* BEGIN RECORDS *
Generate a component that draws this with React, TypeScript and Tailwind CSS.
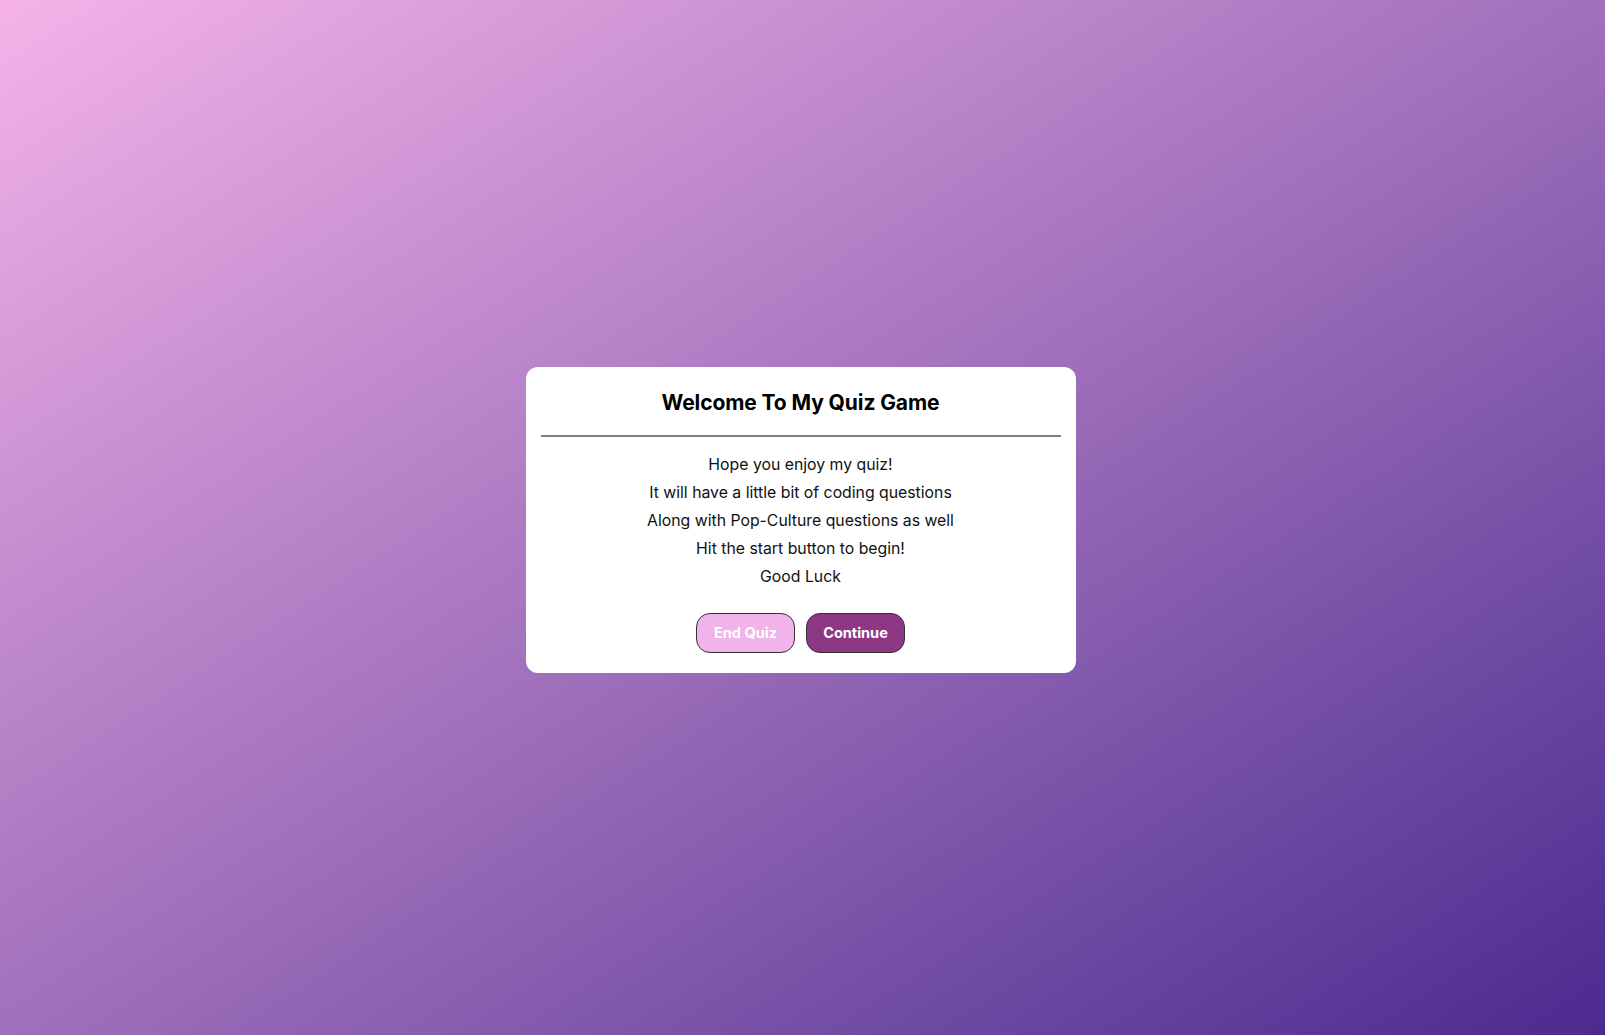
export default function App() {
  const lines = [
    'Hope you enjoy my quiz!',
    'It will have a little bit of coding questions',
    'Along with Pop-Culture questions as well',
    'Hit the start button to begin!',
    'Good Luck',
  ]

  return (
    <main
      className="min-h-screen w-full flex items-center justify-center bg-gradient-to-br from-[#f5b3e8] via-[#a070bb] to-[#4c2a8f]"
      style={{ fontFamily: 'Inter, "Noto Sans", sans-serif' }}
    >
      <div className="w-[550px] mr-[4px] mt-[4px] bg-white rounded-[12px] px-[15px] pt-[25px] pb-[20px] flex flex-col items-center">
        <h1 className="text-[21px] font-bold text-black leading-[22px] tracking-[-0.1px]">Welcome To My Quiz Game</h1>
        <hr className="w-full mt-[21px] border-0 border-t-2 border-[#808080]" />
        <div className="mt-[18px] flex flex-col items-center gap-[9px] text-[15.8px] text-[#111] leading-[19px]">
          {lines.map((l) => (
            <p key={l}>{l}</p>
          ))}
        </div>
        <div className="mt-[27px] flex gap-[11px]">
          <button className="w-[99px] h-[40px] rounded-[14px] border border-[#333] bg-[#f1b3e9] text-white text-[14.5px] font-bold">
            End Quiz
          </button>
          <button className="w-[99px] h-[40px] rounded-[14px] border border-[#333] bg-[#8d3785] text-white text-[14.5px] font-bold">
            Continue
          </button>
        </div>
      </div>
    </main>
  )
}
* END RECORDS *
* BEGIN RECORDS *
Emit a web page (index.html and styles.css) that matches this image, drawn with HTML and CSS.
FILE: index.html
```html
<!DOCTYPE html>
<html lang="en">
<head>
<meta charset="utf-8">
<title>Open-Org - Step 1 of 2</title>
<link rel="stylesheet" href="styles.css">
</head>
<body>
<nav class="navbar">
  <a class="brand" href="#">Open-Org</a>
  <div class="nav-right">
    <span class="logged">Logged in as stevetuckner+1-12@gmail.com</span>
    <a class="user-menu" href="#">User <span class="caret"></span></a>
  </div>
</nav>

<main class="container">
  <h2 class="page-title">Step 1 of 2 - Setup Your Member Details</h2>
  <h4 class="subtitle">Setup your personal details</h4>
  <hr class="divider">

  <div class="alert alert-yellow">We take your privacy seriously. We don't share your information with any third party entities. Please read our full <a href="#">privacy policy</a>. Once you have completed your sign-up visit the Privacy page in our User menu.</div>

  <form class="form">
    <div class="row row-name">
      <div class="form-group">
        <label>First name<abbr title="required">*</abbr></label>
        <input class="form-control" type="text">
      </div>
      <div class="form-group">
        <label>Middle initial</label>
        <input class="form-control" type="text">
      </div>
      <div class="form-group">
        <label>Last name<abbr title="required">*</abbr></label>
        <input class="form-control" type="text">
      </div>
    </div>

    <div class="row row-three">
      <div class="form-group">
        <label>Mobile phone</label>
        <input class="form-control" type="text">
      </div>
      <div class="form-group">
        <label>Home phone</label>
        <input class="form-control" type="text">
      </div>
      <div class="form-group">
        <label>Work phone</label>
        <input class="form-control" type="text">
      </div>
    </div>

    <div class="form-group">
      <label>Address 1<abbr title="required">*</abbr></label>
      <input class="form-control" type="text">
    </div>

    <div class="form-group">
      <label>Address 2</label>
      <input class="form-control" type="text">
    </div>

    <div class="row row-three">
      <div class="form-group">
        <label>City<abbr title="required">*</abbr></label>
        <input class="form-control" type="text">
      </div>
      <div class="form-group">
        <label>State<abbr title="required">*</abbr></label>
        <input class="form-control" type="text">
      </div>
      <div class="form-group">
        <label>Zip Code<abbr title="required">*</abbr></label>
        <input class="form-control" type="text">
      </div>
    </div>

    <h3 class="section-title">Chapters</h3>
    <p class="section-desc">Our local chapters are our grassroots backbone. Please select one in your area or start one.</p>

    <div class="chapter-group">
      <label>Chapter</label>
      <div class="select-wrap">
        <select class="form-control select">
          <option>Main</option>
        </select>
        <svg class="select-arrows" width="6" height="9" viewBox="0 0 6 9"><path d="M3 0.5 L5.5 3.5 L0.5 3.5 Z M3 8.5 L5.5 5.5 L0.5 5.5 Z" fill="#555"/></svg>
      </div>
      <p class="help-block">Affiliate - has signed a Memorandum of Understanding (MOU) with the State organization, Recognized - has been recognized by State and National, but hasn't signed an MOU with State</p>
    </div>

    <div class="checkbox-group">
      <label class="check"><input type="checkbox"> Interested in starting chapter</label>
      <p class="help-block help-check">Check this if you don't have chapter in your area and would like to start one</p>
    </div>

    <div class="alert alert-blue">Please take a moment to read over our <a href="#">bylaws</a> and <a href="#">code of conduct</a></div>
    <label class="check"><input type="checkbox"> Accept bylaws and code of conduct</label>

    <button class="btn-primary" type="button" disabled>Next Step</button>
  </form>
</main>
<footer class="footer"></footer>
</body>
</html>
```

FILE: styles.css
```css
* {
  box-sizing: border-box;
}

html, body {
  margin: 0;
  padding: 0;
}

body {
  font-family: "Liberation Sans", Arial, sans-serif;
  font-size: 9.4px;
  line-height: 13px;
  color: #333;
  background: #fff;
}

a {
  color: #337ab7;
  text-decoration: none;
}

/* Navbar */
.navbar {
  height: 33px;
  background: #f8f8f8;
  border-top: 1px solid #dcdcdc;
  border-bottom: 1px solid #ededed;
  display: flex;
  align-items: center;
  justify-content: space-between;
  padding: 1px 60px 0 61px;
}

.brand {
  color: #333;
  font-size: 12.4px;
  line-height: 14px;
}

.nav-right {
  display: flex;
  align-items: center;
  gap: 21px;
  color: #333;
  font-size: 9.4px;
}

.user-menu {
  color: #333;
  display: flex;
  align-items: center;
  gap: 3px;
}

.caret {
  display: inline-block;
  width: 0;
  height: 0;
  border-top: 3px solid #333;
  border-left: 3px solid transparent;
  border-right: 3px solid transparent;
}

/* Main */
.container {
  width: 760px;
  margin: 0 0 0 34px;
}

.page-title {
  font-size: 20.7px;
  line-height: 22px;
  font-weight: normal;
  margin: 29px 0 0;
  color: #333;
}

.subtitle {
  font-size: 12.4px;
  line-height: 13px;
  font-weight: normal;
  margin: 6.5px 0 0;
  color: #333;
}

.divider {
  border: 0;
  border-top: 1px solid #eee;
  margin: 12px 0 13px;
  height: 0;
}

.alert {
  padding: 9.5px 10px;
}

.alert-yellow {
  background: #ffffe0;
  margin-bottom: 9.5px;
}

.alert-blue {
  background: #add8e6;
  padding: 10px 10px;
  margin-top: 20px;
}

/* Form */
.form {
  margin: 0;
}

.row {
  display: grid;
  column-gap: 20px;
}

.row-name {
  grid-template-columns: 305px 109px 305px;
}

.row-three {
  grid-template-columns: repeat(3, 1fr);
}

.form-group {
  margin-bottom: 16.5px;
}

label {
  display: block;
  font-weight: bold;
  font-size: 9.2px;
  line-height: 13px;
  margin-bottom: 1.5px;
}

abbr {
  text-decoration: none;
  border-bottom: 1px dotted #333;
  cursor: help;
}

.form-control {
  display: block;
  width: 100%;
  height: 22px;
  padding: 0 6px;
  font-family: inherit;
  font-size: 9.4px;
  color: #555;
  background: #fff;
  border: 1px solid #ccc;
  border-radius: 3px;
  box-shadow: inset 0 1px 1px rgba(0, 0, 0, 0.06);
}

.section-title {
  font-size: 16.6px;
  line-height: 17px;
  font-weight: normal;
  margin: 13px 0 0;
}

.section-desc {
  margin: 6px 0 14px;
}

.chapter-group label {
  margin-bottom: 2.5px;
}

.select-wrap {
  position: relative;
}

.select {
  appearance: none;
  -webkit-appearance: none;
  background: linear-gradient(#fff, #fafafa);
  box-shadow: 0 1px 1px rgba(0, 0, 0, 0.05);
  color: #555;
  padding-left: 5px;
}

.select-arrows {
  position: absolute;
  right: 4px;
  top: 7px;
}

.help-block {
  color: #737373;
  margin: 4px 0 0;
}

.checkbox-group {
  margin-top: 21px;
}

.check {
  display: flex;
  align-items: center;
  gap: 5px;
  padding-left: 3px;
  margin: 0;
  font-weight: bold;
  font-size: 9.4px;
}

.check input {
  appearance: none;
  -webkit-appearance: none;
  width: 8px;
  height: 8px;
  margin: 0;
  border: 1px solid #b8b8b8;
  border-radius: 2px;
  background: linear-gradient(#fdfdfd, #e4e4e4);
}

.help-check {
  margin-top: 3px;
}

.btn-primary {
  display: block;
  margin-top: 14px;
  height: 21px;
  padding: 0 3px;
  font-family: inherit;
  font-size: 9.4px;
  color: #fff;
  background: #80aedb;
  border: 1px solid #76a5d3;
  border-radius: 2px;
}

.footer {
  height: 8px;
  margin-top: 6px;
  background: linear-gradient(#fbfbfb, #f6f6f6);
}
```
* END RECORDS *
- **EXERCISE AIM**
Using the listing above, pick out each line that contains the word "this", then copy it.

- **EXERCISE RESPONSE**
Generate a component that draws this with React, TypeScript and Tailwind CSS.
Emit a web page (index.html and styles.css) that matches this image, drawn with HTML and CSS.
      <p class="help-block help-check">Check this if you don't have chapter in your area and would like to start one</p>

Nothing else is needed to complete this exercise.